TASK INPUT:

* * *

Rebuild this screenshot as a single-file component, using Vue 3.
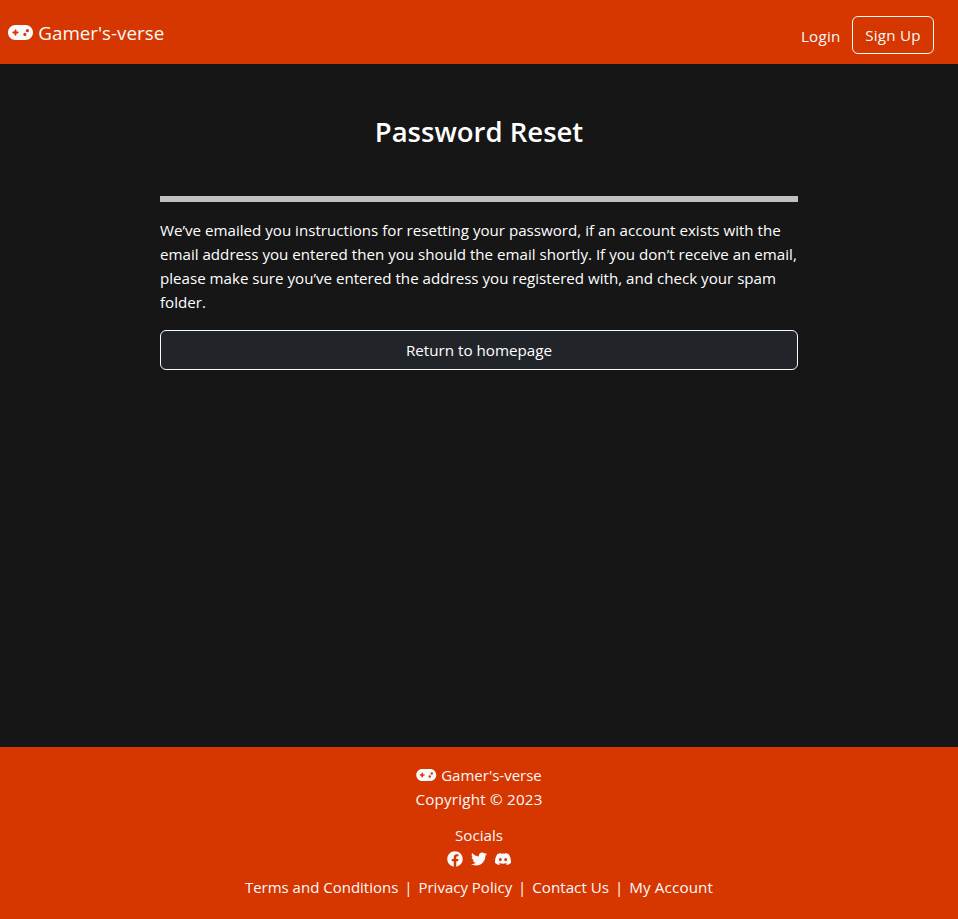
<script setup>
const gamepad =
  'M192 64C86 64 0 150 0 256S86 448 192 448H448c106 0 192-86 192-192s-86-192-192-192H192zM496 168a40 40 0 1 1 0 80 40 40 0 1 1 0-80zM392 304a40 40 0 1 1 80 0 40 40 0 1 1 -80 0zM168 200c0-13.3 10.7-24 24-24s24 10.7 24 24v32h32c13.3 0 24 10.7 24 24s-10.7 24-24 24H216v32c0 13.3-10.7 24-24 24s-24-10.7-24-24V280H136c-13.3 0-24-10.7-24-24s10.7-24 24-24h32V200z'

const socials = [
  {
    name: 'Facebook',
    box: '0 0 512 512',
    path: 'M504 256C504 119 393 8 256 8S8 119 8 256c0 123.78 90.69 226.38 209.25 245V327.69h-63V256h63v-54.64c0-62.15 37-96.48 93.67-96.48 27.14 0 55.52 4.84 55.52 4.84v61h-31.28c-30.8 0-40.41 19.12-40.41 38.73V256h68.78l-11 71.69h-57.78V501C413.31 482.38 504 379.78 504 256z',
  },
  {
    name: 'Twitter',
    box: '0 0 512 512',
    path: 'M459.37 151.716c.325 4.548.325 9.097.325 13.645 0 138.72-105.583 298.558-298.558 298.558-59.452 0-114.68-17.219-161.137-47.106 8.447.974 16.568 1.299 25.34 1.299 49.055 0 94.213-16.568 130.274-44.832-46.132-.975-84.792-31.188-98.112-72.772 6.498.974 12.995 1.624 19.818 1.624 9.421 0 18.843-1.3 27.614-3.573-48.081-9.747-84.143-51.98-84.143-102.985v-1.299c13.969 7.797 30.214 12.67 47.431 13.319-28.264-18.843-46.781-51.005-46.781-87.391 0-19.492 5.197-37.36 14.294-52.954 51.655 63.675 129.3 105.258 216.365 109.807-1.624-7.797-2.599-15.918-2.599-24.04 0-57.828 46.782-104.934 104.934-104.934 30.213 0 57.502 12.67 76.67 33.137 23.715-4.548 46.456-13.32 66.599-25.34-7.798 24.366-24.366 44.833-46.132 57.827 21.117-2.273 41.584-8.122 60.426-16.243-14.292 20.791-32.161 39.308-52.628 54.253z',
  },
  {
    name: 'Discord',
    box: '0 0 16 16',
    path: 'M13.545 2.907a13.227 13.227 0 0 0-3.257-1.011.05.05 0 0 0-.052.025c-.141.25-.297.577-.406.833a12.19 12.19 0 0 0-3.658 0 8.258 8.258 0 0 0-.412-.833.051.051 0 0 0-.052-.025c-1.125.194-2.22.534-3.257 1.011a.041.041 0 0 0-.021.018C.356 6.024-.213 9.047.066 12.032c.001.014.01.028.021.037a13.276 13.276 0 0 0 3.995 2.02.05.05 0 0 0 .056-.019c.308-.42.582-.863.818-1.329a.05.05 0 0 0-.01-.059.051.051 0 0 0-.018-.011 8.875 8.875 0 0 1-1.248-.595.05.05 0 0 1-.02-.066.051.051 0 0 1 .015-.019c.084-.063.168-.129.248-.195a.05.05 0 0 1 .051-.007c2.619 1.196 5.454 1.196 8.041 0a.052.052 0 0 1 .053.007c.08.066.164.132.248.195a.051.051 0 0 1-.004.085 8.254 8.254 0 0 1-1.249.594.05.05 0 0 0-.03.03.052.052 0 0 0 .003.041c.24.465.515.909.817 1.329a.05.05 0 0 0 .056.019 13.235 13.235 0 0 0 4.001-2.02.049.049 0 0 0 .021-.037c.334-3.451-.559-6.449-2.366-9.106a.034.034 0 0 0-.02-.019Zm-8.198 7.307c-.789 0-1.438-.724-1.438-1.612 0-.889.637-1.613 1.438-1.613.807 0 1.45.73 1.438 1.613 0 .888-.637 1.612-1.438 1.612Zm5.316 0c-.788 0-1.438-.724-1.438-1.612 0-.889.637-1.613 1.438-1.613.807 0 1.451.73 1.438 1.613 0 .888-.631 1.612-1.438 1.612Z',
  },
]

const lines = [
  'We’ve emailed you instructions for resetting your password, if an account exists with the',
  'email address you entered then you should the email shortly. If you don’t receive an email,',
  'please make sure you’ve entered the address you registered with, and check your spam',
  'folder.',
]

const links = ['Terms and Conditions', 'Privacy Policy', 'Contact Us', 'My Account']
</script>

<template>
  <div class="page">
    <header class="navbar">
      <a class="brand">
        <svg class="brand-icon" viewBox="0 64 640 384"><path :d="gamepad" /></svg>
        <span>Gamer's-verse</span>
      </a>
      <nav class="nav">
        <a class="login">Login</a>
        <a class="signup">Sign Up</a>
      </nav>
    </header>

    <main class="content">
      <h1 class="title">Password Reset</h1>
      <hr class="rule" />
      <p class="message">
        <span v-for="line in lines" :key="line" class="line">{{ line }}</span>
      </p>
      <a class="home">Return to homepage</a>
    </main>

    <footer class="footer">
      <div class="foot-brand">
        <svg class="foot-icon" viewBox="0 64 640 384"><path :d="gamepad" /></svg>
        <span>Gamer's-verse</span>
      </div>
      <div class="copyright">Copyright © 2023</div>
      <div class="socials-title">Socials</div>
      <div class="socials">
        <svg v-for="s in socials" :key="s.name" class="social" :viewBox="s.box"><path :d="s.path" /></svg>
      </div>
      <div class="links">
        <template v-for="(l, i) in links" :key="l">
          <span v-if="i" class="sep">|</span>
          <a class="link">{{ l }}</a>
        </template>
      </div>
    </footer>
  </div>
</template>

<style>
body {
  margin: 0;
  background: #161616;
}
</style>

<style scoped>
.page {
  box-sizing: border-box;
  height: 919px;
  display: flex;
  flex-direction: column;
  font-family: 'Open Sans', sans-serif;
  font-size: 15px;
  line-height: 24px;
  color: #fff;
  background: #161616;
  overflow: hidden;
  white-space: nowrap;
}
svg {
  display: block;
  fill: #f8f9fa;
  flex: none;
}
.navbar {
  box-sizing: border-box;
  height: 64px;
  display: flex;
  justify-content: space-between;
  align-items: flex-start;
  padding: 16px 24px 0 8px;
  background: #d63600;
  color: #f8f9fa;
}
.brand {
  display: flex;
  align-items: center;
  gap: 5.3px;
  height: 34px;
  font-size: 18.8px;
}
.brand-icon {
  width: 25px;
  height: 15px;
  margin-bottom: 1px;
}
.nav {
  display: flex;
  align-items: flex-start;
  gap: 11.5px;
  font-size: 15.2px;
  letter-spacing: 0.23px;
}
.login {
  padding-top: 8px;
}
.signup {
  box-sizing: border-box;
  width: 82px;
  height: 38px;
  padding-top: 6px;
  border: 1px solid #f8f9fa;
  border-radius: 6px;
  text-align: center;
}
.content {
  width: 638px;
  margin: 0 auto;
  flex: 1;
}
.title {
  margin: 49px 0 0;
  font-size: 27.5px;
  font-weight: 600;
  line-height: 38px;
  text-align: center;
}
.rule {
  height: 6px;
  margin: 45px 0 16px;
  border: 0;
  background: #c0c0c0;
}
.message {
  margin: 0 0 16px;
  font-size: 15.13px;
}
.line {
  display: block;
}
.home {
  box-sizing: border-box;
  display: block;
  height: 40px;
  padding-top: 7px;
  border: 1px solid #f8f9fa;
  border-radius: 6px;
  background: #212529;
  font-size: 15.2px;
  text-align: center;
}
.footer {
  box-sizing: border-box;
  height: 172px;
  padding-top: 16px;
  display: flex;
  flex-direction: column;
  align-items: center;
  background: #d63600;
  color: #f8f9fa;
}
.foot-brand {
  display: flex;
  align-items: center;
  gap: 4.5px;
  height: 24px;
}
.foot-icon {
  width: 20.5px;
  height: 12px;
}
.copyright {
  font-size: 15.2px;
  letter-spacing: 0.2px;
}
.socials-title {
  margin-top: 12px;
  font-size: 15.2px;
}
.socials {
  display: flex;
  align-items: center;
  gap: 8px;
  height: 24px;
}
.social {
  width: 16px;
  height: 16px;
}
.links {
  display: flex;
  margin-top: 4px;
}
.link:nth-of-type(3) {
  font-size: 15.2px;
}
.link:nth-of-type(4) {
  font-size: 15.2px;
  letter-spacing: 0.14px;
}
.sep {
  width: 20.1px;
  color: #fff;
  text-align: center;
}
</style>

* * *

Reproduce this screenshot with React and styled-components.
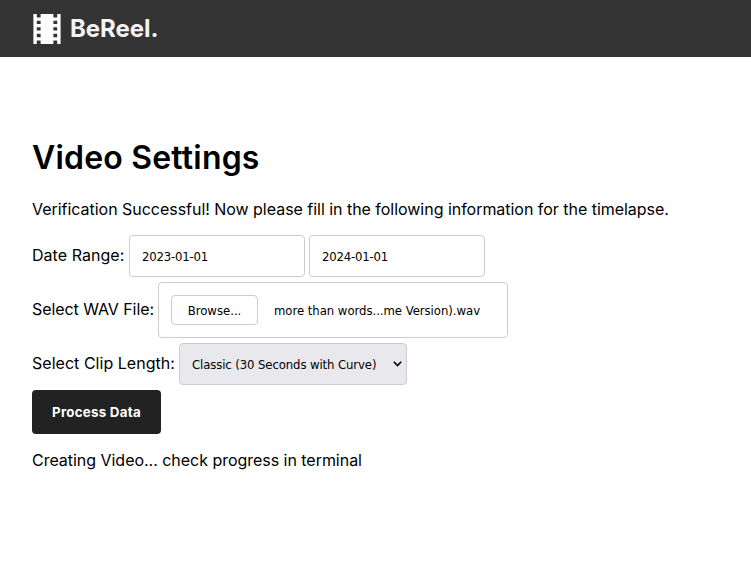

* * *

WHAT THE EXERCISE ASKS: From the entries above, copy exactly the lines starting at the one with "Rebuild this screenshot" and stopping at the one with "150 0 256S86", keeping both ends. Drop the pictures.

FINISHED ANSWER:
Rebuild this screenshot as a single-file component, using Vue 3.
<script setup>
const gamepad =
  'M192 64C86 64 0 150 0 256S86 448 192 448H448c106 0 192-86 192-192s-86-192-192-192H192zM496 168a40 40 0 1 1 0 80 40 40 0 1 1 0-80zM392 304a40 40 0 1 1 80 0 40 40 0 1 1 -80 0zM168 200c0-13.3 10.7-24 24-24s24 10.7 24 24v32h32c13.3 0 24 10.7 24 24s-10.7 24-24 24H216v32c0 13.3-10.7 24-24 24s-24-10.7-24-24V280H136c-13.3 0-24-10.7-24-24s10.7-24 24-24h32V200z'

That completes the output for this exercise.